- [Data lines]:
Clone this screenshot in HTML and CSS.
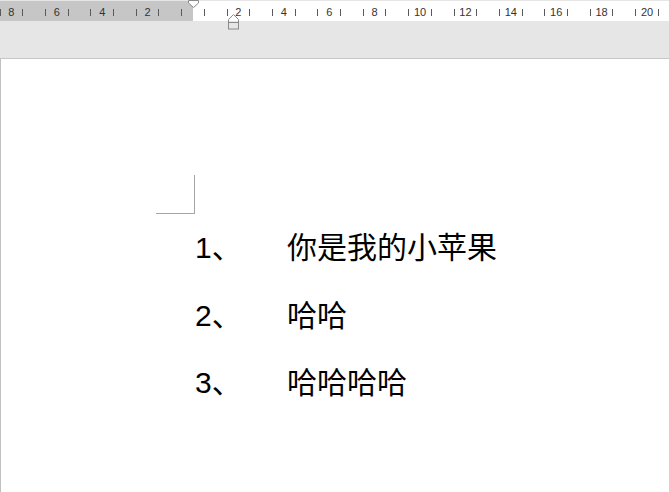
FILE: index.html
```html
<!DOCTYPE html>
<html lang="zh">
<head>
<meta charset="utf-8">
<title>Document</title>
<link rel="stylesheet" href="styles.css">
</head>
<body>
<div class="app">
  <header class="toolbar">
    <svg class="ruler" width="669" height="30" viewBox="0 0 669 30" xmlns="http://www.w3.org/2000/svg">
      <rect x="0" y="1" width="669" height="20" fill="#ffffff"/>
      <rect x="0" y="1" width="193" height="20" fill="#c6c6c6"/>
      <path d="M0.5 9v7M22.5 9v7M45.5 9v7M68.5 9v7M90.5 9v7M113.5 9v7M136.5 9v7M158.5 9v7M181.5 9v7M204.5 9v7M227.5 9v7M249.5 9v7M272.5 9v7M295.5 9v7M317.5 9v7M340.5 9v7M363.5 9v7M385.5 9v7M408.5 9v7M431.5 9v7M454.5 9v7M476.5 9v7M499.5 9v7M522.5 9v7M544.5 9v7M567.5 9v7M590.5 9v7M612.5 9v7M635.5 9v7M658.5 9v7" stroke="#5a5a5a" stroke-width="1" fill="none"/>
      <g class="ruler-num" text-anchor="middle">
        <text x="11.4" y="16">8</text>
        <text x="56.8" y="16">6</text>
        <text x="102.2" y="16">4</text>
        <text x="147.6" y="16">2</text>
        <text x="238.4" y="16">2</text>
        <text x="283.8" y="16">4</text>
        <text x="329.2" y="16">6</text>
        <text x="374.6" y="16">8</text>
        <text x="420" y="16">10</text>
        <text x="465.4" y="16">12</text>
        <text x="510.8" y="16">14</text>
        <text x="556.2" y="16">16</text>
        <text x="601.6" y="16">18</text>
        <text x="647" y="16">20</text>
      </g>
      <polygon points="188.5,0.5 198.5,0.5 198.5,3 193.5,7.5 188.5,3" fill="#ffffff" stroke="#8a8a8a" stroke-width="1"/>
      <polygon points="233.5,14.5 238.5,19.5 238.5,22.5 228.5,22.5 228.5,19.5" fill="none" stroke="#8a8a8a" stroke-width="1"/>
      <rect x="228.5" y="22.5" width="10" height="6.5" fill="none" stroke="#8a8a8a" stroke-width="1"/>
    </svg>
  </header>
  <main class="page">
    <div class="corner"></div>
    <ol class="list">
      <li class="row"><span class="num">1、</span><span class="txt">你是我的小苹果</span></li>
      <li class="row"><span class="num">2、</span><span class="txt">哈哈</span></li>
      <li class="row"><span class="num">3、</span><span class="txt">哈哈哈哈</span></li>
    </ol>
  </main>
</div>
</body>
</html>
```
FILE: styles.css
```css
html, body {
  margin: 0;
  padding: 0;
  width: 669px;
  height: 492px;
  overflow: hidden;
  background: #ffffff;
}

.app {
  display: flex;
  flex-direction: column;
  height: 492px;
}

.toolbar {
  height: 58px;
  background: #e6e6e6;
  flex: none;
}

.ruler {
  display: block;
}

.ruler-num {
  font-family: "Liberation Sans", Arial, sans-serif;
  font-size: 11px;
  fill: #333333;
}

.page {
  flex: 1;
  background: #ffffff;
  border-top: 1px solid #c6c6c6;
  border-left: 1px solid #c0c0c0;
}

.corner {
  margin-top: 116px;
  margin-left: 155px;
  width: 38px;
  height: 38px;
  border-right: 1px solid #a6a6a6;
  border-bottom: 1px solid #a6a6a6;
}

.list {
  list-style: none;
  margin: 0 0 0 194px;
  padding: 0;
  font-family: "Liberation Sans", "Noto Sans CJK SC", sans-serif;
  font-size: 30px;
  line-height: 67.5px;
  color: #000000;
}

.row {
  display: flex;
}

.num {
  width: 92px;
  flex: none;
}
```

- [Directions]:
Each line of the data is to be duplicated exactly; pictures stay out of the copy.

- [Solution to this exercise]:
Clone this screenshot in HTML and CSS.
FILE: index.html
```html
<!DOCTYPE html>
<html lang="zh">
<head>
<meta charset="utf-8">
<title>Document</title>
<link rel="stylesheet" href="styles.css">
</head>
<body>
<div class="app">
  <header class="toolbar">
    <svg class="ruler" width="669" height="30" viewBox="0 0 669 30" xmlns="http://www.w3.org/2000/svg">
      <rect x="0" y="1" width="669" height="20" fill="#ffffff"/>
      <rect x="0" y="1" width="193" height="20" fill="#c6c6c6"/>
      <path d="M0.5 9v7M22.5 9v7M45.5 9v7M68.5 9v7M90.5 9v7M113.5 9v7M136.5 9v7M158.5 9v7M181.5 9v7M204.5 9v7M227.5 9v7M249.5 9v7M272.5 9v7M295.5 9v7M317.5 9v7M340.5 9v7M363.5 9v7M385.5 9v7M408.5 9v7M431.5 9v7M454.5 9v7M476.5 9v7M499.5 9v7M522.5 9v7M544.5 9v7M567.5 9v7M590.5 9v7M612.5 9v7M635.5 9v7M658.5 9v7" stroke="#5a5a5a" stroke-width="1" fill="none"/>
      <g class="ruler-num" text-anchor="middle">
        <text x="11.4" y="16">8</text>
        <text x="56.8" y="16">6</text>
        <text x="102.2" y="16">4</text>
        <text x="147.6" y="16">2</text>
        <text x="238.4" y="16">2</text>
        <text x="283.8" y="16">4</text>
        <text x="329.2" y="16">6</text>
        <text x="374.6" y="16">8</text>
        <text x="420" y="16">10</text>
        <text x="465.4" y="16">12</text>
        <text x="510.8" y="16">14</text>
        <text x="556.2" y="16">16</text>
        <text x="601.6" y="16">18</text>
        <text x="647" y="16">20</text>
      </g>
      <polygon points="188.5,0.5 198.5,0.5 198.5,3 193.5,7.5 188.5,3" fill="#ffffff" stroke="#8a8a8a" stroke-width="1"/>
      <polygon points="233.5,14.5 238.5,19.5 238.5,22.5 228.5,22.5 228.5,19.5" fill="none" stroke="#8a8a8a" stroke-width="1"/>
      <rect x="228.5" y="22.5" width="10" height="6.5" fill="none" stroke="#8a8a8a" stroke-width="1"/>
    </svg>
  </header>
  <main class="page">
    <div class="corner"></div>
    <ol class="list">
      <li class="row"><span class="num">1、</span><span class="txt">你是我的小苹果</span></li>
      <li class="row"><span class="num">2、</span><span class="txt">哈哈</span></li>
      <li class="row"><span class="num">3、</span><span class="txt">哈哈哈哈</span></li>
    </ol>
  </main>
</div>
</body>
</html>
```
FILE: styles.css
```css
html, body {
  margin: 0;
  padding: 0;
  width: 669px;
  height: 492px;
  overflow: hidden;
  background: #ffffff;
}

.app {
  display: flex;
  flex-direction: column;
  height: 492px;
}

.toolbar {
  height: 58px;
  background: #e6e6e6;
  flex: none;
}

.ruler {
  display: block;
}

.ruler-num {
  font-family: "Liberation Sans", Arial, sans-serif;
  font-size: 11px;
  fill: #333333;
}

.page {
  flex: 1;
  background: #ffffff;
  border-top: 1px solid #c6c6c6;
  border-left: 1px solid #c0c0c0;
}

.corner {
  margin-top: 116px;
  margin-left: 155px;
  width: 38px;
  height: 38px;
  border-right: 1px solid #a6a6a6;
  border-bottom: 1px solid #a6a6a6;
}

.list {
  list-style: none;
  margin: 0 0 0 194px;
  padding: 0;
  font-family: "Liberation Sans", "Noto Sans CJK SC", sans-serif;
  font-size: 30px;
  line-height: 67.5px;
  color: #000000;
}

.row {
  display: flex;
}

.num {
  width: 92px;
  flex: none;
}
```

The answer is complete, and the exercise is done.